Ungeschminkt empfand ich mich auch nicht als schön. Eher sah ich mein Gesicht als eine Art Leinwand, die man anmalen kann, damit sie schöner oder gar zu einem Kunstwerk wird. Rückblickend, realisiere ich erst, wie hart ich mit mir und meinem Äusseren ins Gericht gegangen bin und ich finde es erschreckend, denn es lässt erkennen, dass die Liebe zu mir selbst nicht besonders gross war.

Ich werde nie vergessen, wie mein Freund und ich vor ein paar Jahren mit einem befreundeten Pärchen mit VW-Bussen Portugal bereisten und meine Freundin in einem Gespräch zu mir meinte, dass ich auch ohne Make up hübsch sei.

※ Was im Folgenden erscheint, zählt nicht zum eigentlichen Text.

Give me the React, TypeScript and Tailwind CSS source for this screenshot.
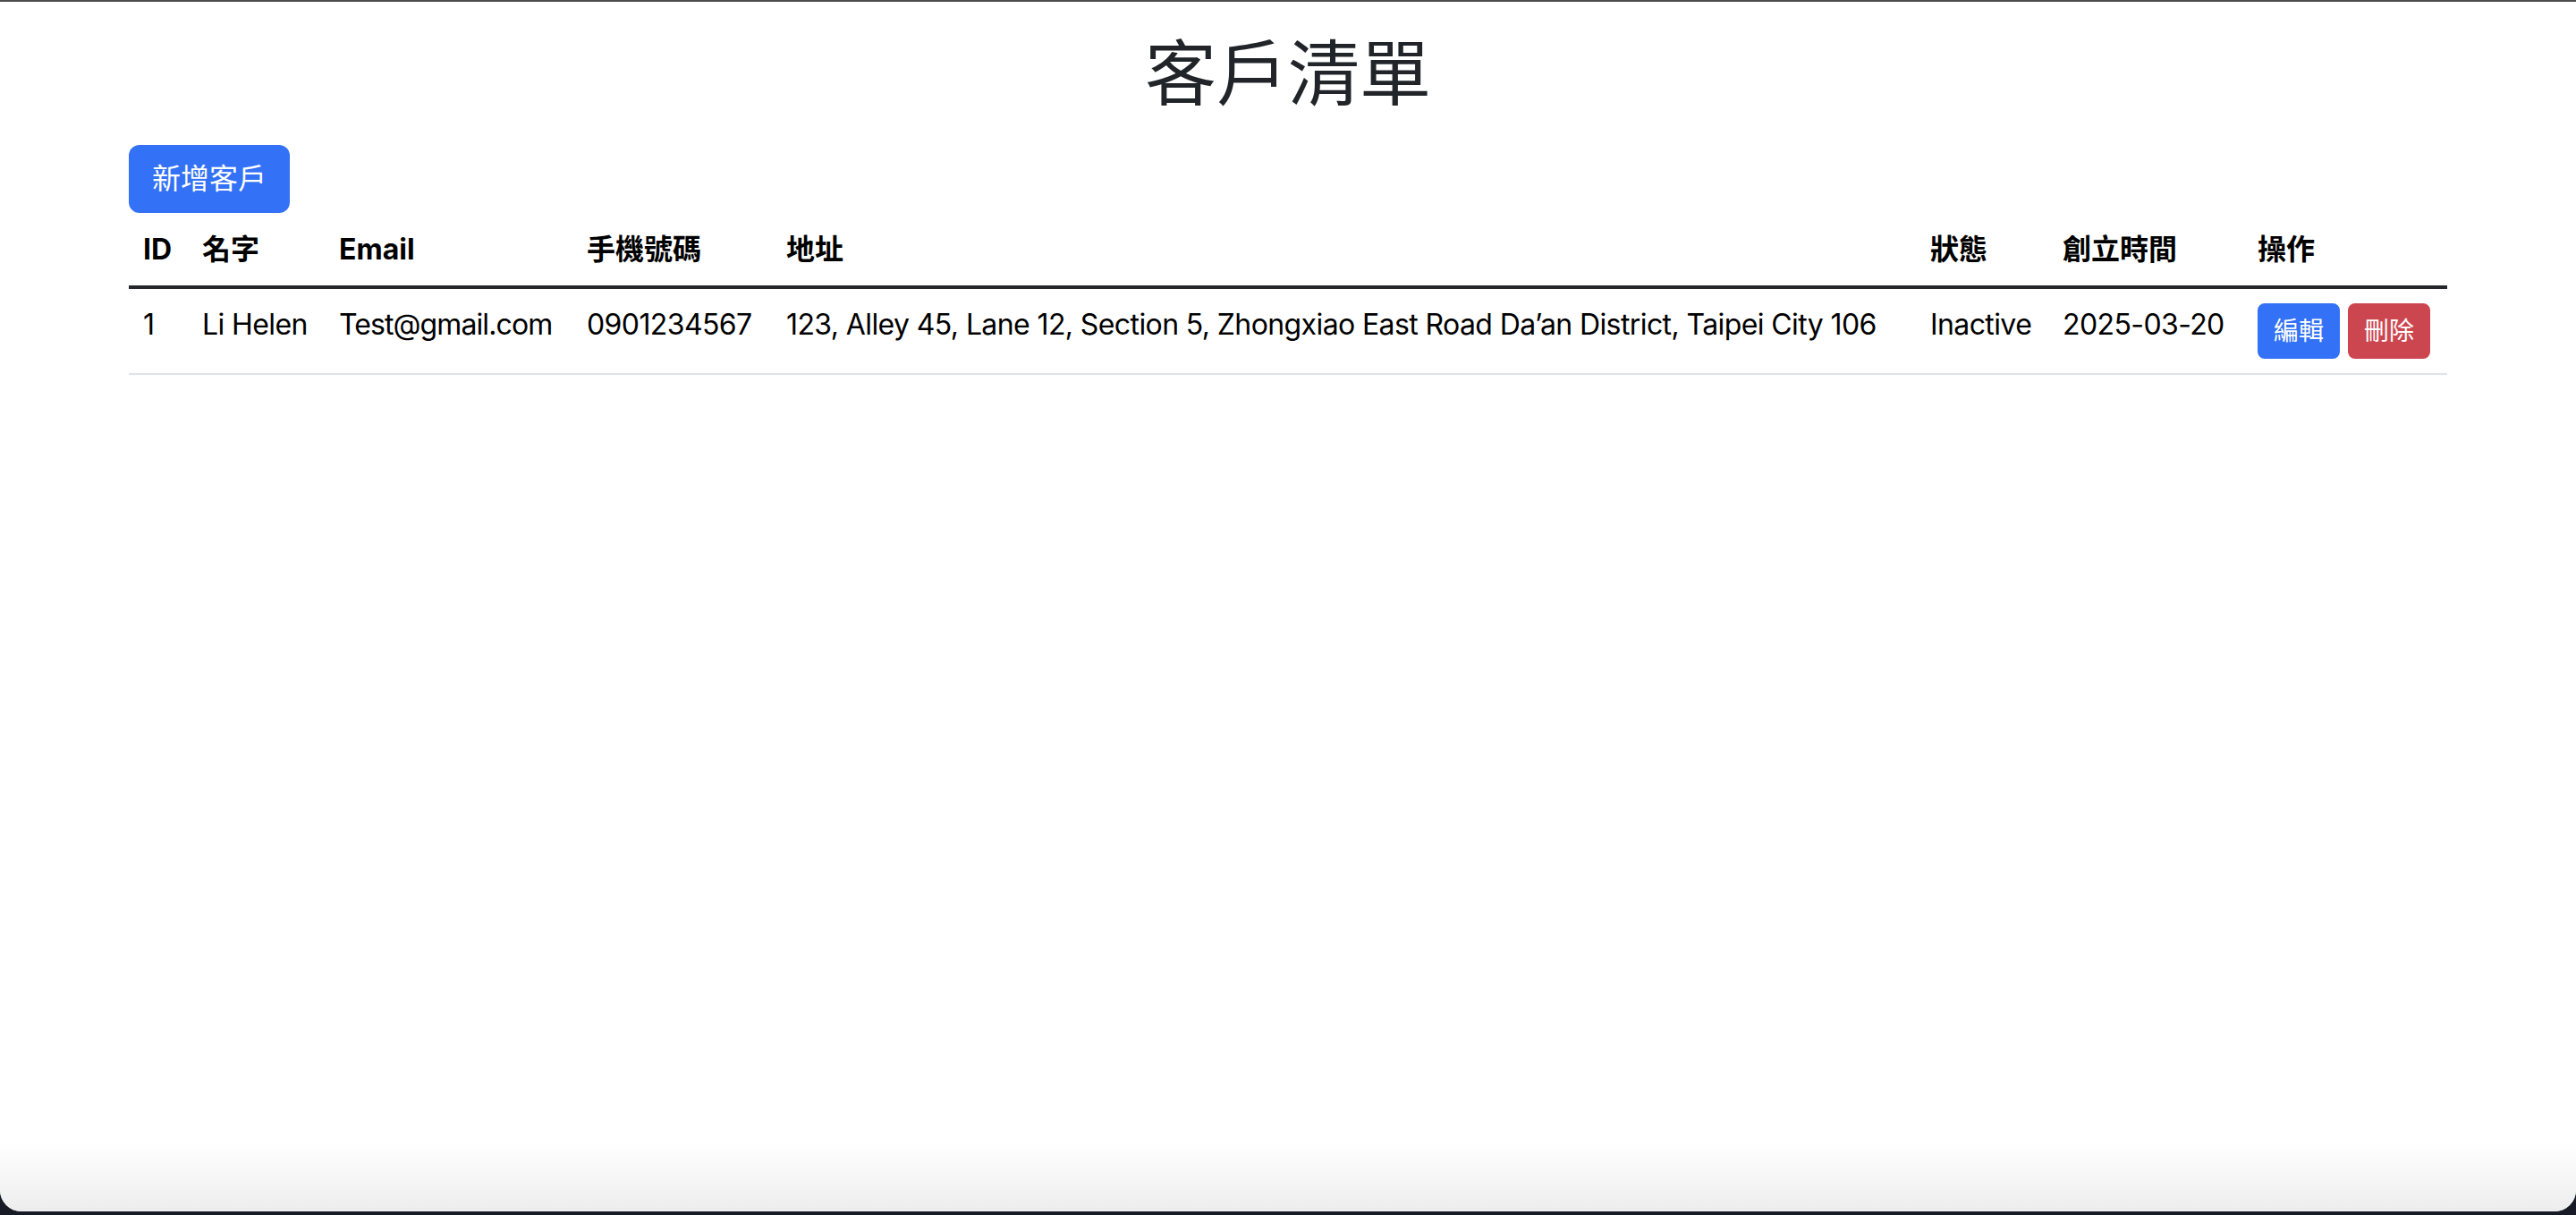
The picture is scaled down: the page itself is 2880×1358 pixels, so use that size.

Ganz ehrlich, ich habe mich sehr über diese Aussage ihrerseits gefreut, aber es war als hätte mir gerade jemand erzählt, dass die Welt über Nacht vegan geworden sei. Ich empfand die Aussage als wirklich schön, aber ich konnte sie kaum glauben. Ich weiss noch, dass ich sie anschliessend fragte, ob sie das wirklich so sähe. Glaube mir, das war keine Koketterie oder Fishing for compliments. Für mich war es einfach eine völlig neue Vorstellung, dass man mich anscheinend auch ohne Schminke als schön empfinden konnte.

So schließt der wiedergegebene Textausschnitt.